|What makes your mask fog? A warm face against a cold screen, or exhaling through your nose are common answers. But most commonly, it's dirt. Fog particles stick to dirt particles so small you can't see them. You get fogged up. |
The first step in keeping your mask fog-free is to clean it. Your skin oils, sunscreen and makeup transfer from your skin to the silicone mask skirt, eventually moving to the mask lens. Cleaning is the first step for a fog-free dive.
New masks have a coating of silicone from the manufacturing process that has to come off the lens before any defog will work. Use Softscrub, a non-gel toothpaste or 500psi Mask Scrub and rub the inside lens with your fingers for twice as long as you think it needs. If you have prescription lenses, skip the abrasives and just clean them with soapy water.
Before every trip, get out the elbow grease and clean the whole mask. Start with the silicone skirt, working in a silicone spray to clean off your last trips’ worth of contaminates. Follow this up with the same procedure for cleaning a new mask on the glass and you are ready to begin.
But a clean mask is just part of the answer. Another foggy factor is temperature differences. When the water temperature is cooler than the inside surface of your mask lens, moisture condenses on the dirt particles.

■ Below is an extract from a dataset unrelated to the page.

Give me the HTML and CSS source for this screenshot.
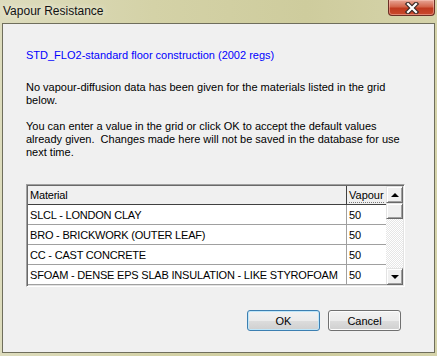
FILE: index.html
```html
<!DOCTYPE html>
<html lang="en">
<head>
  <meta charset="UTF-8">
  <title>Vapour Resistance</title>
  <link rel="stylesheet" href="styles.css">
</head>
<body>

  <div class="window">
    <div class="titlebar">
      <span class="title">Vapour Resistance</span>
      <div class="close-btn">
        <svg width="20" height="12" viewBox="0 0 20 12">
          <path d="M6 2 L14 10 M14 2 L6 10" stroke="#3a2a28" stroke-width="4.5" stroke-linecap="square"/>
          <path d="M6 2 L14 10 M14 2 L6 10" stroke="#ffffff" stroke-width="2.2" stroke-linecap="square"/>
        </svg>
      </div>
    </div>

    <div class="client">
      <p class="construction">STD_FLO2-standard floor construction (2002 regs)</p>
      <p class="msg">No vapour-diffusion data has been given for the materials listed in the grid<br>below.</p>
      <p class="msg">You can enter a value in the grid or click OK to accept the default values<br>already given.&nbsp; Changes made here will not be saved in the database for use<br>next time.</p>

      <div class="grid">
        <div class="grid-body">
          <div class="grid-row grid-head">
            <div class="cell cell-mat">Material</div>
            <div class="cell cell-val"><span class="head-val">Vapour</span></div>
          </div>
          <div class="grid-row">
            <div class="cell cell-mat">SLCL - LONDON CLAY</div>
            <div class="cell cell-val">50</div>
          </div>
          <div class="grid-row">
            <div class="cell cell-mat">BRO - BRICKWORK (OUTER LEAF)</div>
            <div class="cell cell-val">50</div>
          </div>
          <div class="grid-row">
            <div class="cell cell-mat">CC - CAST CONCRETE</div>
            <div class="cell cell-val">50</div>
          </div>
          <div class="grid-row">
            <div class="cell cell-mat">SFOAM - DENSE EPS SLAB INSULATION - LIKE STYROFOAM</div>
            <div class="cell cell-val">50</div>
          </div>
        </div>
        <div class="scrollbar">
          <div class="sb-btn"><span class="arrow-up"></span></div>
          <div class="sb-thumb"></div>
          <div class="sb-track"></div>
          <div class="sb-btn"><span class="arrow-down"></span></div>
        </div>
      </div>

      <div class="buttons">
        <button class="btn btn-default">OK</button>
        <button class="btn">Cancel</button>
      </div>
    </div>
  </div>

</body>
</html>
```

FILE: styles.css
```css
body {
  margin: 0;
  width: 437px;
  height: 356px;
  overflow: hidden;
  font-family: 'Liberation Sans', Arial, sans-serif;
  font-size: 11px;
  color: #000;
}

.window {
  width: 437px;
  height: 356px;
  display: flex;
  flex-direction: column;
  background: linear-gradient(to right, #dddcbd, #d4d2a7 35%, #cecc9d 70%, #d5d3aa);
}

.titlebar {
  height: 23px;
  display: flex;
  align-items: flex-start;
  justify-content: space-between;
  padding-left: 3px;
}

.title {
  font-size: 12px;
  margin-top: 4px;
  color: #111;
  text-shadow: 0 0 6px rgba(255, 255, 255, 0.9);
}

.close-btn {
  width: 45px;
  height: 15px;
  margin-right: 2px;
  border: 1px solid #6b2f24;
  border-top: none;
  border-radius: 0 0 4px 4px;
  background: linear-gradient(#e7a696, #d3654b 45%, #bf3a1f 55%, #c9492e);
  box-shadow: inset 0 0 0 1px rgba(255, 210, 200, 0.45);
  display: flex;
  justify-content: center;
  align-items: center;
}

.client {
  flex: 1;
  margin: 0 2px 3px 2px;
  border: 1px solid #6f6e5c;
  background: #f0f0f0;
  padding: 25px 0 0 23px;
}

p {
  margin: 0;
  line-height: 13px;
}

.construction {
  color: #0000ff;
}

.msg {
  margin-top: 19px;
}

.msg + .msg {
  margin-top: 13px;
}

.grid {
  margin-top: 25px;
  width: 375px;
  height: 99px;
  display: flex;
  border-top: 1px solid #a0a0a0;
  border-left: 1px solid #a0a0a0;
  border-bottom: 1px solid #ffffff;
  border-right: 1px solid #ffffff;
  box-shadow: inset 1px 1px 0 #696969, inset -1px -1px 0 #e3e3e3;
  padding: 1px;
}

.grid-body {
  width: 358px;
  background: #fff;
  letter-spacing: -0.2px;
}

.grid-row {
  display: flex;
  height: 20px;
  border-bottom: 1px solid #a0a0a0;
  box-sizing: border-box;
}

.grid-head {
  height: 19px;
  background: #f0f0f0;
  border-bottom-color: #404040;
}

.cell {
  padding: 4px 0 0 2px;
  box-sizing: border-box;
  white-space: nowrap;
  overflow: hidden;
}

.cell-mat {
  width: 319px;
  border-right: 1px solid #a0a0a0;
}

.grid-head .cell-mat {
  border-right-color: #404040;
}

.cell-val {
  width: 39px;
}

.grid-head .cell {
  padding-top: 3px;
}

.head-val {
  letter-spacing: 0;
  display: inline-block;
  padding-bottom: 1px;
  border-bottom: 1px dotted #7a7a7a;
}

.scrollbar {
  width: 17px;
  display: flex;
  flex-direction: column;
}

.sb-btn,
.sb-thumb {
  background: #f0f0f0;
  border-top: 1px solid #e3e3e3;
  border-left: 1px solid #e3e3e3;
  border-right: 1px solid #696969;
  border-bottom: 1px solid #696969;
  box-shadow: inset 1px 1px 0 #fff, inset -1px -1px 0 #a0a0a0;
  box-sizing: border-box;
}

.sb-btn {
  height: 17px;
  display: flex;
  justify-content: center;
  align-items: center;
}

.sb-thumb {
  height: 16px;
}

.sb-track {
  flex: 1;
  background: repeating-conic-gradient(#ffffff 0 25%, #e6e6e6 0 50%) 0 0 / 2px 2px;
}

.arrow-up {
  width: 0;
  height: 0;
  border-left: 4px solid transparent;
  border-right: 4px solid transparent;
  border-bottom: 4px solid #000;
}

.arrow-down {
  width: 0;
  height: 0;
  border-left: 4px solid transparent;
  border-right: 4px solid transparent;
  border-top: 4px solid #000;
}

.buttons {
  display: flex;
  justify-content: flex-end;
  gap: 8px;
  margin-top: 23px;
  padding-right: 33px;
}

.btn {
  width: 73px;
  height: 21px;
  font-family: 'Liberation Sans', Arial, sans-serif;
  font-size: 11px;
  color: #000;
  border: 1px solid #707070;
  border-radius: 3px;
  background: linear-gradient(#f2f2f2, #ebebeb 50%, #dddddd 50%, #cfcfcf);
  box-shadow: inset 0 0 0 1px #fcfcfc;
  padding: 0;
}

.btn-default {
  border-color: #3c7fb1;
  box-shadow: inset 0 0 0 1px #bfe6f9;
}
```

This is where defoggers come into play.
There are just as many choices in defog as there are divers, and everyone seems to have their favorite.
A nice lady on a trip asked me about the mold growing in an unreachable corner of her mask. After I looked at it and commented on how she might consider a new mask, she spit into her mask and smeared it around. "I just don't understand it", she said. How disgusting! I see experienced divers doing this. "I always know where it is" or "unlimited supply" they say. I’m not saying spit doesn't work. A popular dive magazine once did a test of defogs, listing spit third from the bottom, working better than some commercial defog!
There are reasons spit may not be your first choice. Besides the build up of contaminates in your mask, spitting can lead to an eye infection. There are organisms found in spit you wouldn't want in your eyes, like herpes and cold sores.
My personal preference is Sea Gold. Smear a small dab, smaller than the size of a pea, on the inside of both clean lenses, rub in and gently rinse. Avoid the blast from the hose on the back of the boat. The pressure of the hose washes all the defog out! Rinse it in the water you're going to dive in (ie the ocean, crater or reservoir).
Despite your best efforts, on occasion your mask will fog up during a dive. Remember your partial flood and clear during your basic scuba course? Let in a little water at the top of your mask, look down, rock your head and let the water clear the fog. This is why you never see mustached (leaky mask) divers with foggy masks!
I see divers rinsing their masks at the end of a dive in the same tank with other gear. We all know there are two types of divers - those that pee in their wet suit and those who lie about it. You're going to rinse your mask in that tank with someone's wet suit? It's fresh water from the hose or a dip in the sea for my mask, then defog for the next dive. Dedicated mask rinse buckets? If someone has spit in their mask, the rinse bucket is contaminated.